Code that builds pages:

* * * *

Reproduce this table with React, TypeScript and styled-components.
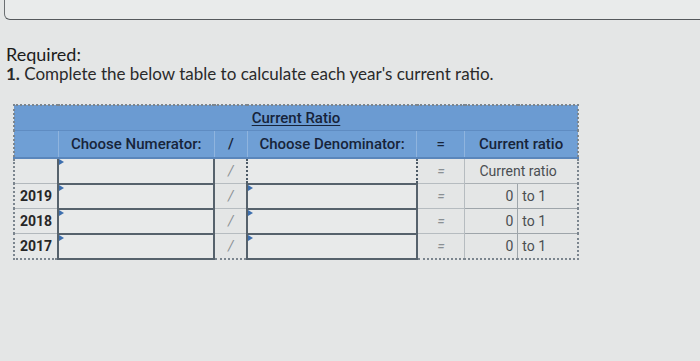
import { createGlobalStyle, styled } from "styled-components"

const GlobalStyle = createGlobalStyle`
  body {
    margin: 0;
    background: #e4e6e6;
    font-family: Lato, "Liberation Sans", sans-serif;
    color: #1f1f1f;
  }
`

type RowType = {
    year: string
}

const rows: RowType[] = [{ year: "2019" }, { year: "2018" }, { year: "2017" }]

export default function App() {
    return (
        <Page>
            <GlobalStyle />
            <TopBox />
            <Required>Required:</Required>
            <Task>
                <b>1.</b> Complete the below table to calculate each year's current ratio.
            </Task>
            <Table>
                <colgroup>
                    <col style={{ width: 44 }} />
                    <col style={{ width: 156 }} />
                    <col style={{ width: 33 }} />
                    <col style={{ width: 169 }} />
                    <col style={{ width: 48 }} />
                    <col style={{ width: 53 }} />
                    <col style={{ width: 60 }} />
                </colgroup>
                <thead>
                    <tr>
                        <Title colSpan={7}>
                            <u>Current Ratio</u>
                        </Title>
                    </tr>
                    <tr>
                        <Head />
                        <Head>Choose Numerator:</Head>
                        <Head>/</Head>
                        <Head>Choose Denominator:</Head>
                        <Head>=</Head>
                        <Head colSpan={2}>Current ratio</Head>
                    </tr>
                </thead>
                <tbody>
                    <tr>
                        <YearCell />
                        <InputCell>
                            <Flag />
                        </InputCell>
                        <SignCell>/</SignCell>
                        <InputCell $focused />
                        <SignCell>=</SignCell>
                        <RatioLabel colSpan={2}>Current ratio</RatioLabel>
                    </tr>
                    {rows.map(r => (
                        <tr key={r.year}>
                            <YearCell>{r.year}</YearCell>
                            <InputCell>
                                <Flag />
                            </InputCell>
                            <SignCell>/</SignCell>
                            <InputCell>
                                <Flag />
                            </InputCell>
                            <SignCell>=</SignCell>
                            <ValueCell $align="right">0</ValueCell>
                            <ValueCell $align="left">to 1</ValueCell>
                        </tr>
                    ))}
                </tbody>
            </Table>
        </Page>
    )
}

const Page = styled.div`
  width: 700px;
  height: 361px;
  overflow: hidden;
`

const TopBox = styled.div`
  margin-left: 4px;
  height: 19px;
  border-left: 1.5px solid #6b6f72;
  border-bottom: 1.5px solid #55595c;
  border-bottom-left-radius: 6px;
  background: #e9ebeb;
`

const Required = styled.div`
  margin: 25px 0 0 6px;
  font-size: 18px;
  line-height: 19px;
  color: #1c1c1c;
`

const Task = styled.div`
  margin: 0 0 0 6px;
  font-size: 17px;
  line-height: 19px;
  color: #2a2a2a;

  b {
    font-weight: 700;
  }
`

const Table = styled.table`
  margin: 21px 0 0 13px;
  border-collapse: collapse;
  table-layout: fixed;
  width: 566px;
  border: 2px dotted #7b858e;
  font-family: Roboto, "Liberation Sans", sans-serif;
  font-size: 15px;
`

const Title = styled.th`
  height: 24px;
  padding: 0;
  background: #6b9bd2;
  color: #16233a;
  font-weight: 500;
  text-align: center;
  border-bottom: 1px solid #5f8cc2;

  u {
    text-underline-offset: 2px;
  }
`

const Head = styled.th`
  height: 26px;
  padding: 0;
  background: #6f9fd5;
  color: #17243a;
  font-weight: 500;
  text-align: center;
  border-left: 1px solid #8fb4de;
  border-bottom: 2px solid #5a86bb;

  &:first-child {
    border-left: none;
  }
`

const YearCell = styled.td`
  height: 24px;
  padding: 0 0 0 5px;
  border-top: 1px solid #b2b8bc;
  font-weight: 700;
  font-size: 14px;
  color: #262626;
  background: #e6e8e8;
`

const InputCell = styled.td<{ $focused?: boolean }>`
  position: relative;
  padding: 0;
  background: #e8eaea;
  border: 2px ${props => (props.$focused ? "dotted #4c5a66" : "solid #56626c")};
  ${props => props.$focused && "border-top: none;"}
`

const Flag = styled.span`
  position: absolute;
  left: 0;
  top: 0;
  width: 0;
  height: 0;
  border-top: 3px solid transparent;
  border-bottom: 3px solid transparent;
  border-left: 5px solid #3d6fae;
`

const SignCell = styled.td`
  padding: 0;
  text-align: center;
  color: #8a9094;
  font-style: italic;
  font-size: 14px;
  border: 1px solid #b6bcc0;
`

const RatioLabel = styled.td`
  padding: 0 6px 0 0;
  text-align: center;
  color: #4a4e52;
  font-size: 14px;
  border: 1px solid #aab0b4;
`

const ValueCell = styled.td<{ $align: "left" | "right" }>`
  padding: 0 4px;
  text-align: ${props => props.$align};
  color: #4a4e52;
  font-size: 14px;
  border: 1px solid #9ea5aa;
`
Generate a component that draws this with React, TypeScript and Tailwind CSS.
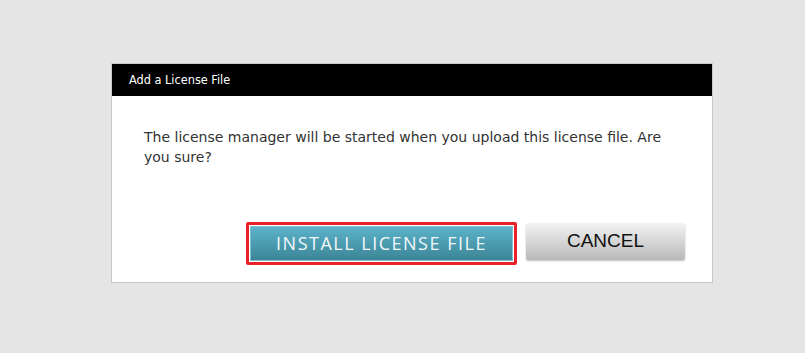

* * * *

__WRITTEN PROBLEM__. Print exactly the first line of the entries and every line after it through the one that contains "const rows: RowType[]", leaving the pictures out.

__OUTPUT FOR THIS EXERCISE__.
Reproduce this table with React, TypeScript and styled-components.
import { createGlobalStyle, styled } from "styled-components"

const GlobalStyle = createGlobalStyle`
  body {
    margin: 0;
    background: #e4e6e6;
    font-family: Lato, "Liberation Sans", sans-serif;
    color: #1f1f1f;
  }
`

type RowType = {
    year: string
}

const rows: RowType[] = [{ year: "2019" }, { year: "2018" }, { year: "2017" }]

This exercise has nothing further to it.